You can see a the breadth of Kaneko's work - from sculpture to painting - at the Boise Art Museum from Saturday, Nov. 29, through Sunday, Feb. 8.

The museum lobby is taken over by a 6-foot, sky blue head. Eyes closed, Buddha-like, it greets you as you enter. Then Kaneko's large ceramic shapes create an unworldly landscape inside the main galleries. Rounded triangles, squares and dangos (a Japanese word meaning closed form) are wrapped in layered glazes, painted to intriguing perfection.

Kaneko is possibly the most known and influential ceramic artist working today. He also is a painter and has designed two operas.

In his 50-plus years as a working artist, Kaneko has redefined contemporary ceramics in the same way Dale Chihuly has glass, or Robert Rauschenberg, printmaking.

He has pushed it onto the mainstream international stage like no other artist before him through large-scale public art installations such as "Kaneko on Park Avenue," three giant head sculptures installed in the median between 52nd and 54th streets in New York City.

Kaneko started with ceramics with humble expectations.

He traveled to California from Japan in 1963 to study painting. When he arrived, speaking no English and knowing no one, he stayed at the home of a well-known ceramic collector for several months.

"It was a pure accident, but I was shocked to see that many fantastic pieces of ceramic.
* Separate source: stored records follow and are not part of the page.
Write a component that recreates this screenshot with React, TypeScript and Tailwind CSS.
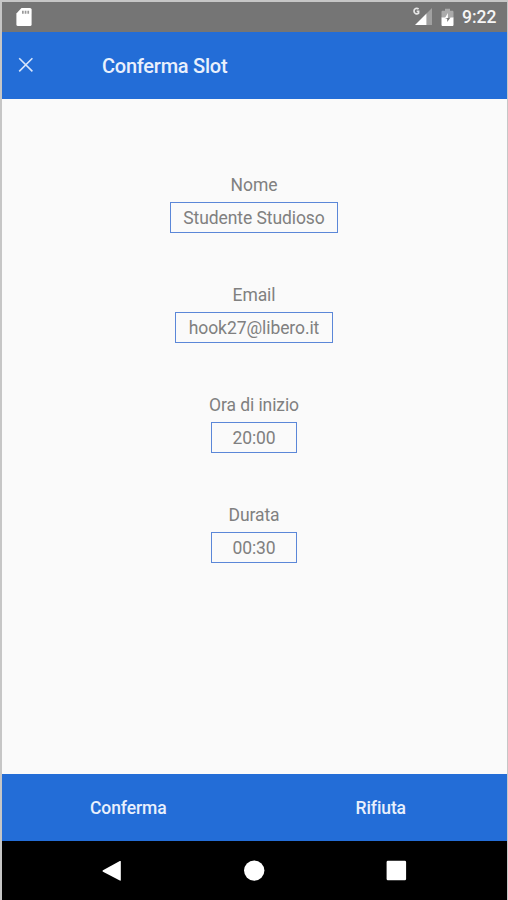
const fields = [
  { label: 'Nome', value: 'Studente Studioso', width: 'w-[168px]' },
  { label: 'Email', value: 'hook27@libero.it', width: 'w-[158px]' },
  { label: 'Ora di inizio', value: '20:00', width: 'w-[86px]' },
  { label: 'Durata', value: '00:30', width: 'w-[86px]' },
]

function StatusBar() {
  return (
    <div className="flex h-[30px] shrink-0 items-center bg-[#757575] pl-[14px] pr-[9px] text-white">
      <svg className="-mt-px" width="16" height="18" viewBox="0 0 16 18" aria-hidden="true">
        <path d="M5.5 0H14a1.6 1.6 0 0 1 1.6 1.6v14.8A1.6 1.6 0 0 1 14 18H2a1.6 1.6 0 0 1-1.6-1.6V5.4z" fill="#fff" />
        <path d="M6 2.8h1.7v3H6zM8.7 2.8h1.7v3H8.7zM11.4 2.8h1.7v3h-1.7z" fill="#999" />
      </svg>

      <div className="ml-auto flex items-center">
        {/* Signal */}
        <svg width="20" height="20" viewBox="0 0 20 20" aria-hidden="true">
          <path d="M19 1V18H13.5V6.5z" fill="#a0a0a0" />
          <path d="M13.5 6.5V18H2z" fill="#fff" />
          <path d="M5.6 2C3.9.6 1 1.3 1 4.1s3.1 3.5 4.6 2V4.4H3.7" fill="none" stroke="#e6e6e6" strokeWidth="1.7" />
        </svg>
        {/* Battery */}
        <svg className="ml-[8px]" width="13" height="19" viewBox="0 0 13 19" aria-hidden="true">
          <path d="M4 .8h5v2h2.2c.8 0 1.3.5 1.3 1.3V10H.5V4.1c0-.8.5-1.3 1.3-1.3H4z" fill="#aaa" />
          <path d="M.5 9.5h12v7.3c0 .8-.5 1.3-1.3 1.3H1.8c-.8 0-1.3-.5-1.3-1.3z" fill="#fff" />
          <path d="M7.2 9.5H9.5L6.2 14v-3.2H4z" fill="#757575" />
          <path d="M6.9 5 4 9.9h2.9z" fill="#fff" />
        </svg>
        <span className="ml-[8px] w-[36px] whitespace-nowrap text-[17.5px] font-medium leading-[30px] text-[#f5f5f5]">9:22</span>
      </div>
    </div>
  )
}

function NavigationBar() {
  return (
    <nav className="flex h-[59px] shrink-0 items-center justify-between bg-black px-[99px]">
      <button aria-label="Back">
        <svg width="22" height="22" viewBox="0 0 22 22">
          <path d="M19.8 1.6v18.4q0 1-1 .5L2 11.8q-1.2-.8 0-1.6l16.8-9.1q1-.5 1 .5z" fill="#fff" />
        </svg>
      </button>
      <button aria-label="Home">
        <svg width="22" height="22" viewBox="0 0 22 22">
          <circle cx="10.2" cy="10.6" r="10.2" fill="#fff" />
        </svg>
      </button>
      <button aria-label="Recent apps">
        <svg width="22" height="22" viewBox="0 0 22 22">
          <rect x="0.6" y="0.8" width="19.5" height="19.5" rx="1.3" fill="#fff" />
        </svg>
      </button>
    </nav>
  )
}

export default function App() {
  return (
    <div className="flex h-[900px] w-[508px] flex-col overflow-hidden border-l-2 border-r border-t-2 border-[#c6c6c6] bg-[#fafafa] font-['Roboto',sans-serif]">
      <StatusBar />

      <header className="flex h-[67px] shrink-0 items-center bg-[#236dd7] pl-[16px] text-[#e9f0fc]">
        <button aria-label="Close" className="-mt-[2px]">
          <svg width="16" height="16" viewBox="0 0 16 16">
            <path d="m1.2 1.2 13.2 13.2M14.4 1.2 1.2 14.4" fill="none" stroke="#d8e5fa" strokeWidth="1.6" />
          </svg>
        </button>
        <h1 className="ml-[68px] pt-px text-[20px] font-medium tracking-[-0.25px]">Conferma Slot</h1>
      </header>

      <main className="flex flex-1 flex-col items-start gap-[47px] pt-[71px] text-[17.5px] tracking-[-0.08px] text-[#808080]">
        {fields.map(field => (
          <div key={field.label} className="flex h-[63px] w-[504px] flex-col items-center pt-[2px]">
            <span className="h-[30px] shrink-0 leading-[27px]">{field.label}</span>
            <div className={`flex h-[31px] shrink-0 items-center justify-center border border-[#5b87d8] pt-[2px] ${field.width}`}>
              {field.value}
            </div>
          </div>
        ))}
      </main>

      <div className="grid h-[67px] shrink-0 grid-cols-2 bg-[#236dd7] pt-[2px] text-[17.5px] font-medium tracking-[-0.1px] text-[#e9f0fc]">
        <button>Conferma</button>
        <button>Rifiuta</button>
      </div>

      <NavigationBar />
    </div>
  )
}
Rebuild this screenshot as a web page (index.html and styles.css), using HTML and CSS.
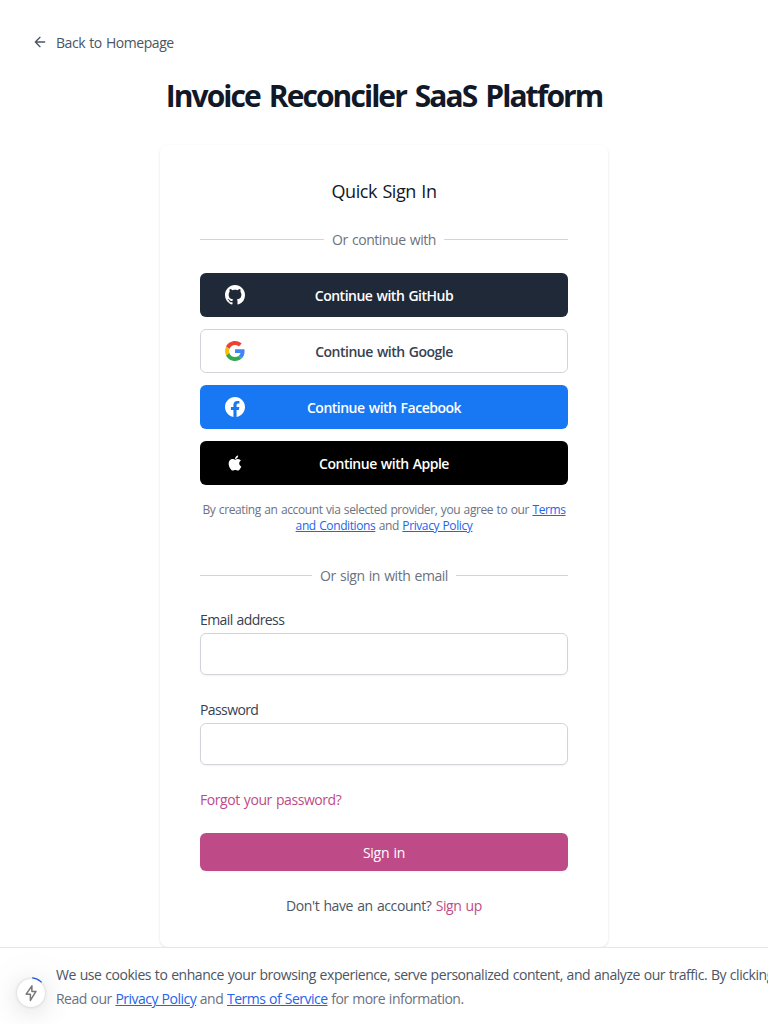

I said to myself, 'I should at least try (to do it) and see how I feel,' " he said.

Though his focus had been painting, and many examples of his canvases are at the museum, he became more intrigued by clay. He studied with the most influential ceramicists of the California Clay Movement, including Peter Voulkos, who brought ceramics into the domain of modern art.

But Kaneko always did it his way.

"I didn't want to get caught up in the technical part of it. My teachers tried to teach me throwing and all that, but I went the other way. I just make a slab. Anyone can make a slab. Pound it down; make a flat piece and paint on it. For me that was very natural."

From there, he honed his "point of view," he said, and pushed himself to experiment with the medium and work on increasingly larger scale.

"I keep growing and growing, and sometimes it gets out of control," he said.

Kaneko works in an old Omaha mattress factory he turned into a studio with 30-foot-wide kilns that fire his monolithic sculptures, a process that takes months.

"My major interest and my most important piece is hopefully the next piece. I don't know what that is. If I did, I probably wouldn't do my work," he said.